* START *

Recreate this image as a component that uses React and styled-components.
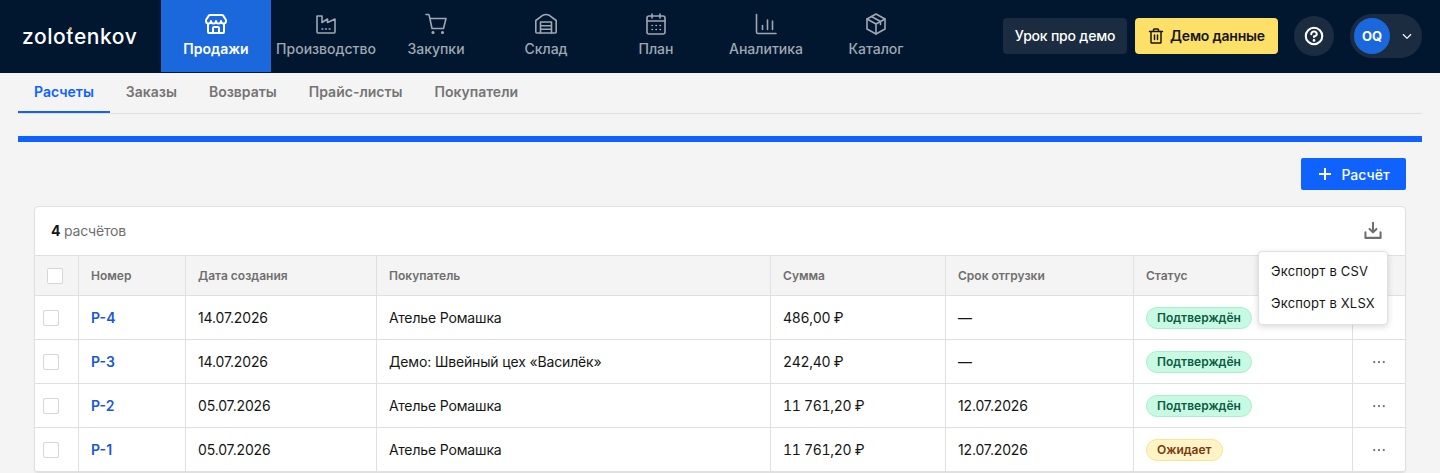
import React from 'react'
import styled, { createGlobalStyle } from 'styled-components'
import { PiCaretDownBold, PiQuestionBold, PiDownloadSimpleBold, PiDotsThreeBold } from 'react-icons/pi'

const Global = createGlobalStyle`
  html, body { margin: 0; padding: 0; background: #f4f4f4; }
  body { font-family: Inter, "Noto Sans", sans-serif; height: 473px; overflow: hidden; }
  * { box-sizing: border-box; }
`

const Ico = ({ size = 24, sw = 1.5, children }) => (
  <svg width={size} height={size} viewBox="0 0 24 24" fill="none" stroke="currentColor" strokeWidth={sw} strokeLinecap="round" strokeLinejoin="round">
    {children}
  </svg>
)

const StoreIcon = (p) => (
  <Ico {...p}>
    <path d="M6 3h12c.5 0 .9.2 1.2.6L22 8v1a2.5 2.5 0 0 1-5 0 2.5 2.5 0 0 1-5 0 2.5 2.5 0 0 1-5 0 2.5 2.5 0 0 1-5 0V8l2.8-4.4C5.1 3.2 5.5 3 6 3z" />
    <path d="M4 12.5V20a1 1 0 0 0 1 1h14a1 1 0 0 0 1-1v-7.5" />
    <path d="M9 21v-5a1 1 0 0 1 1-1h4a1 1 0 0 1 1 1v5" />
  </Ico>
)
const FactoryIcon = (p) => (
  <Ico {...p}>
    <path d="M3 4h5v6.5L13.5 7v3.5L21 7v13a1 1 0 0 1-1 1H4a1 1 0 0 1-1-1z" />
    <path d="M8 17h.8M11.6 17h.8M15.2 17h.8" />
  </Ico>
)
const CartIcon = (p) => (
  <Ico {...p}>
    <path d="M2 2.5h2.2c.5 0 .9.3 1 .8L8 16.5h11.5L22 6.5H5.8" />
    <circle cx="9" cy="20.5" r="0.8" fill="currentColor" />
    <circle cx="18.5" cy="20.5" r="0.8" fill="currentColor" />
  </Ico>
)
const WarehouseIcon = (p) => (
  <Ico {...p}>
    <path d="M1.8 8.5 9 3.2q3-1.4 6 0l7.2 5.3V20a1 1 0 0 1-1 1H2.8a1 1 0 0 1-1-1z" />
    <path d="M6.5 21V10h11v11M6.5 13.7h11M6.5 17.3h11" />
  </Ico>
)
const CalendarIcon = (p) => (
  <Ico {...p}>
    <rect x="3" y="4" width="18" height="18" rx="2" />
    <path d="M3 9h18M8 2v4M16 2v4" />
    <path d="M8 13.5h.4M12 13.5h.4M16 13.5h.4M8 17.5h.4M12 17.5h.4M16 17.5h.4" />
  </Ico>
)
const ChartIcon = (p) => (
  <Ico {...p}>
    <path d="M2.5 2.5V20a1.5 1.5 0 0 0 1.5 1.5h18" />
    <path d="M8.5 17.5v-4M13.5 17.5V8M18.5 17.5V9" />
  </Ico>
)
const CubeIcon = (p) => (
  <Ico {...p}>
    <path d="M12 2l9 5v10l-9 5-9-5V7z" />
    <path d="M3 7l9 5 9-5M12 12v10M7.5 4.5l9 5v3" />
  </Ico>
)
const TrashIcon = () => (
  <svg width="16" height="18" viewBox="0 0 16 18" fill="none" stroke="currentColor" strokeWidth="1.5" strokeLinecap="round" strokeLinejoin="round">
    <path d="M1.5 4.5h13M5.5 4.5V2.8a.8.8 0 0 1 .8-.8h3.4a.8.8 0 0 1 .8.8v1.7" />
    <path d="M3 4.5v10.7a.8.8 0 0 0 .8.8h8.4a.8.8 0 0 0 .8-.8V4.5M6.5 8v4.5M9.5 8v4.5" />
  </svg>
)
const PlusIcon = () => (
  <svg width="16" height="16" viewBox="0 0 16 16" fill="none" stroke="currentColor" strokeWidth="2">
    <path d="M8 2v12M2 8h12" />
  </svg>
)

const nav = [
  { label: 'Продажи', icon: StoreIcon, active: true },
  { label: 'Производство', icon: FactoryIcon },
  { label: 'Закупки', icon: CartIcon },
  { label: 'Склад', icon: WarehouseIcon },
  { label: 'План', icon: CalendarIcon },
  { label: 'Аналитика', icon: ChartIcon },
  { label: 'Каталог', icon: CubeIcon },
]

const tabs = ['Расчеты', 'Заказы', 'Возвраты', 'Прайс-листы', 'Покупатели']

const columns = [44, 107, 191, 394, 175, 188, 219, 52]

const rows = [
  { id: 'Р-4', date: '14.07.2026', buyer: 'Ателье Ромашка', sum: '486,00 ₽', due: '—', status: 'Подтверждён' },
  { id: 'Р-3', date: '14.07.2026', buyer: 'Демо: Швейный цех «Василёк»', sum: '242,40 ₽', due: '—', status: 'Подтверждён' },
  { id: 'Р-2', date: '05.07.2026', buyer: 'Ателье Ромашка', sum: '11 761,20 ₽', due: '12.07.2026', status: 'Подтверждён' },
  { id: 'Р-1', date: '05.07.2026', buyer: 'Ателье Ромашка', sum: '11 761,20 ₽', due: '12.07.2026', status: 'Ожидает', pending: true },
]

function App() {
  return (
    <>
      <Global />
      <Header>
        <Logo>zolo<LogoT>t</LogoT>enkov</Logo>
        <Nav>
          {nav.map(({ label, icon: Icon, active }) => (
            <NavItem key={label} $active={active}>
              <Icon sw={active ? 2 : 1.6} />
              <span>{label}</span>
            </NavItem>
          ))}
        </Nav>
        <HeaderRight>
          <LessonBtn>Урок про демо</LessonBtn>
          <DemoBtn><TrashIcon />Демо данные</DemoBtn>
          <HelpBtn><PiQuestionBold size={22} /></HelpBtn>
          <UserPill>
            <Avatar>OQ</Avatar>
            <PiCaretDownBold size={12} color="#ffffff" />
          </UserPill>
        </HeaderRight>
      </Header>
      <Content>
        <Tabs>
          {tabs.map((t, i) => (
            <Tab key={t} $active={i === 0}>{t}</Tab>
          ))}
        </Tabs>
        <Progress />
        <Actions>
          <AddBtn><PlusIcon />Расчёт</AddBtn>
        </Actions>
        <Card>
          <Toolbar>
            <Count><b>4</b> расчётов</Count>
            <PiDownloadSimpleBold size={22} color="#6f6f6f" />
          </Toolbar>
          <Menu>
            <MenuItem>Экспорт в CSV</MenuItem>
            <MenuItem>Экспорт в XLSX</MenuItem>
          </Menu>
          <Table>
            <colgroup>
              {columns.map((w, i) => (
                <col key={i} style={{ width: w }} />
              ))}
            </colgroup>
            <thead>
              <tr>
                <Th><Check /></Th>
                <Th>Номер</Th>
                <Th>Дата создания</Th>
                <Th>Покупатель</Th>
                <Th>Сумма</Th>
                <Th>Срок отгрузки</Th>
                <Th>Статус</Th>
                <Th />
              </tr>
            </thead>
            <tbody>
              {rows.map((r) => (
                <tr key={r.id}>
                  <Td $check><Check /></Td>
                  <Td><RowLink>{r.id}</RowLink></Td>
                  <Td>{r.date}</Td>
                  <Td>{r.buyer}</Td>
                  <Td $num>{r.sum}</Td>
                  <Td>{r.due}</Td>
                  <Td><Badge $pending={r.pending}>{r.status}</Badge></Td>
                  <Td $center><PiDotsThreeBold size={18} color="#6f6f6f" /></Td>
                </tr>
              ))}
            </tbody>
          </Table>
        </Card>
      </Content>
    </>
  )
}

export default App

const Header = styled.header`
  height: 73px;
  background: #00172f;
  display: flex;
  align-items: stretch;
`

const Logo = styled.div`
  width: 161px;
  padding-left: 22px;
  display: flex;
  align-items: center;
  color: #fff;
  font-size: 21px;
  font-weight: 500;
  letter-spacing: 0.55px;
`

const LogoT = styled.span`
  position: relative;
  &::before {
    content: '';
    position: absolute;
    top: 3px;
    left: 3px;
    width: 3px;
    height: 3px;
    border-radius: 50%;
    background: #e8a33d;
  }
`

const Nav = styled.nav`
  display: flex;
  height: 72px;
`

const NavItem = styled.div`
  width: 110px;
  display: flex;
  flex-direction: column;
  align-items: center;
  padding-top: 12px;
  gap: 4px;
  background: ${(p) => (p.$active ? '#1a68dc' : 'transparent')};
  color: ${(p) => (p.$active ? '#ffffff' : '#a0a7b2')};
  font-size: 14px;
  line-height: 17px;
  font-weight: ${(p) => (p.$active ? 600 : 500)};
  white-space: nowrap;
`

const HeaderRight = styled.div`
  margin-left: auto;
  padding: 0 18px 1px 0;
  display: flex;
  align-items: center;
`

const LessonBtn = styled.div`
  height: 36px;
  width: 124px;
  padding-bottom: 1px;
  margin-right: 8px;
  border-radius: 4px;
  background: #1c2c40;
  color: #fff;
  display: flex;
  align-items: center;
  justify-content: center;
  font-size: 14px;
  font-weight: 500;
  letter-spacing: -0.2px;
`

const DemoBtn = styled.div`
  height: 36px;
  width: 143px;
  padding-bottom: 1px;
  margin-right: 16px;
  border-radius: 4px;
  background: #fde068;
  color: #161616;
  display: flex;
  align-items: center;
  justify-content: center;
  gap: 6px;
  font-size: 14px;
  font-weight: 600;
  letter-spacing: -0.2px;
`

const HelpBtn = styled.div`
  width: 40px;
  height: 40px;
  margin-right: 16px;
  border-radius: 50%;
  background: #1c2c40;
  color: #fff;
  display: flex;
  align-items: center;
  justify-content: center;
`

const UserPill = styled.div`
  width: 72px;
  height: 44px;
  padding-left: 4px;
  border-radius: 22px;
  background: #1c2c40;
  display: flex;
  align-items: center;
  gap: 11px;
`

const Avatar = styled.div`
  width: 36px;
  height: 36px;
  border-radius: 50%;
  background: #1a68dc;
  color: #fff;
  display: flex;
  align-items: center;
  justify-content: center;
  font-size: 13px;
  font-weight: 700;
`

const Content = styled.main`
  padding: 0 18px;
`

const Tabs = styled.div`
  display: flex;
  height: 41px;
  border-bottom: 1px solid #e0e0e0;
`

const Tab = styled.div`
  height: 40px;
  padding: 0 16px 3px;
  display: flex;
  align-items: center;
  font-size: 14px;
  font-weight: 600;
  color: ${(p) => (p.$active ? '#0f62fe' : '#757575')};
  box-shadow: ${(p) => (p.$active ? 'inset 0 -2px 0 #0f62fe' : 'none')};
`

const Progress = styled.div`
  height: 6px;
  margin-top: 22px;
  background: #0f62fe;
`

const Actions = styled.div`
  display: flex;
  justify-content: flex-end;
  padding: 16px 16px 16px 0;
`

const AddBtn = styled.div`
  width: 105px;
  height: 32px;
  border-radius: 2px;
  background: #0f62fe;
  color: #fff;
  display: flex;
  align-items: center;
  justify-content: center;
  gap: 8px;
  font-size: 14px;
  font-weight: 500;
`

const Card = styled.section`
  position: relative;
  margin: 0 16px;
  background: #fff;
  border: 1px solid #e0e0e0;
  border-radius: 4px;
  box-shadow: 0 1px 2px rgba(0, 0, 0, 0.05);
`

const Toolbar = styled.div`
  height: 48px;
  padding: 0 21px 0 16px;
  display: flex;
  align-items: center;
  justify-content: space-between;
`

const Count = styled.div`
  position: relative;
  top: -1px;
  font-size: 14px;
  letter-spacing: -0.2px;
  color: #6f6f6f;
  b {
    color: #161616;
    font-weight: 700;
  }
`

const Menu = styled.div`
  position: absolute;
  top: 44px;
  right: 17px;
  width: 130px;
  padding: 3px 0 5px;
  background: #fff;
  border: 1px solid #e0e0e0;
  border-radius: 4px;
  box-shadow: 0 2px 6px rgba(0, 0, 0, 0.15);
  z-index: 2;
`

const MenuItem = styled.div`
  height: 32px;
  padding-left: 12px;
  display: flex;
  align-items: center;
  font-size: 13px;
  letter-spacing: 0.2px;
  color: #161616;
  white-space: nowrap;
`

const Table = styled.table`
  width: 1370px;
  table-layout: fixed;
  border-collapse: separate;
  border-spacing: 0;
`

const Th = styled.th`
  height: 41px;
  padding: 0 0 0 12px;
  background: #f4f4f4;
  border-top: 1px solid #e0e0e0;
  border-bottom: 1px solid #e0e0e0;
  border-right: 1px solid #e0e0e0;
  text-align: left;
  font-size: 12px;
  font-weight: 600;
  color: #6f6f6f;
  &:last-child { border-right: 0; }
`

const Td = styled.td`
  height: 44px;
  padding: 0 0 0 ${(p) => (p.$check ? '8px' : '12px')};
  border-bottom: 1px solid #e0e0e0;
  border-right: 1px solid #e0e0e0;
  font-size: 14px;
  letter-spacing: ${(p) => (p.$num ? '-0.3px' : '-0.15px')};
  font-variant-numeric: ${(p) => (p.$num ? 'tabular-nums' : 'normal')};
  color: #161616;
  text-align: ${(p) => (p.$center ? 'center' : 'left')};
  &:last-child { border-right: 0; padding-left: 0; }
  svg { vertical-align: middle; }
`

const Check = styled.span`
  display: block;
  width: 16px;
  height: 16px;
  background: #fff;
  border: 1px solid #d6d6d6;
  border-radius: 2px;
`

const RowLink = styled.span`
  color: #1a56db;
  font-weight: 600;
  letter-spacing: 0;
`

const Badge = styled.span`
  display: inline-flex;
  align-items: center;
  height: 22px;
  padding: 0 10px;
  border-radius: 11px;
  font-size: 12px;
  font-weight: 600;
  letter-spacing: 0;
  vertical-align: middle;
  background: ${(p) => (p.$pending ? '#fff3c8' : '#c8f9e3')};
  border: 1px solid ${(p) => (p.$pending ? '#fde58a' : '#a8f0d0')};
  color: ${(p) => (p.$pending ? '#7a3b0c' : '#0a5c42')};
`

* END *

What you need to do:
From the listing above, copy all lines holding the word "components".

In response:
Recreate this image as a component that uses React and styled-components.
import styled, { createGlobalStyle } from 'styled-components'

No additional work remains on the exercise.